Posted: 7/20/2005 6:55:07 AM
Guess I'm lucky. I get to see my daughter as often as I'd like. Though I live 3.5 hours away, I still make it to see her at least once a month and get her for at least 1 month in the summer. Though she got primary residense (due to her 2 daughters from a previous marriage and courts don't like to split up siblings) I fought like hell to keep joint custody. My lawyer tried to talk me out of it since he said it didn't mean much leagally, but it was worth it to me for the principal.

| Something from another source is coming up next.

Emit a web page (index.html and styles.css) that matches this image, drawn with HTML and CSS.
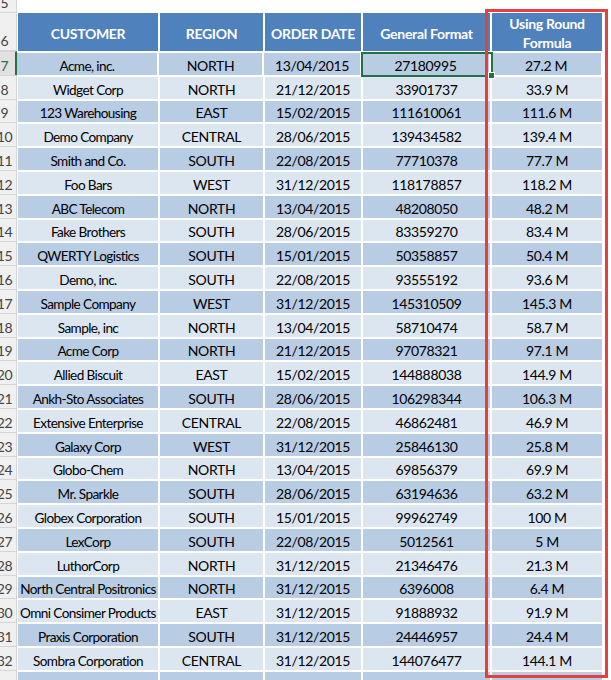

There is absolutely nothing in this world that could keep me from my little girl.
 AngelicPassion

Joined: 2/25/2005
Msg: 10
Dads..do you miss your children ?
Posted: 7/20/2005 7:04:39 AM
Letmepleaseu..My heart goes out to what you have endured.
 realdeal05

Joined: 7/11/2005
Msg: 11
Dads..do you miss your children ?
Posted: 7/20/2005 7:05:30 AM

woman who wont let a child see ther father should be shot
plain and simple.


If the dad is a good person I agree with you, but in my case I felt strongly enough about my kid's dad not seeing them, I took it to court and got his visits stoped. To keep it from lasting any longer than the year it did, I gladly gave up child support. If most knew my reasons, they would agree, but I do not feel I have the right to go into detail about it here, as the reasons were directly related to what this thing wanted to do to the children.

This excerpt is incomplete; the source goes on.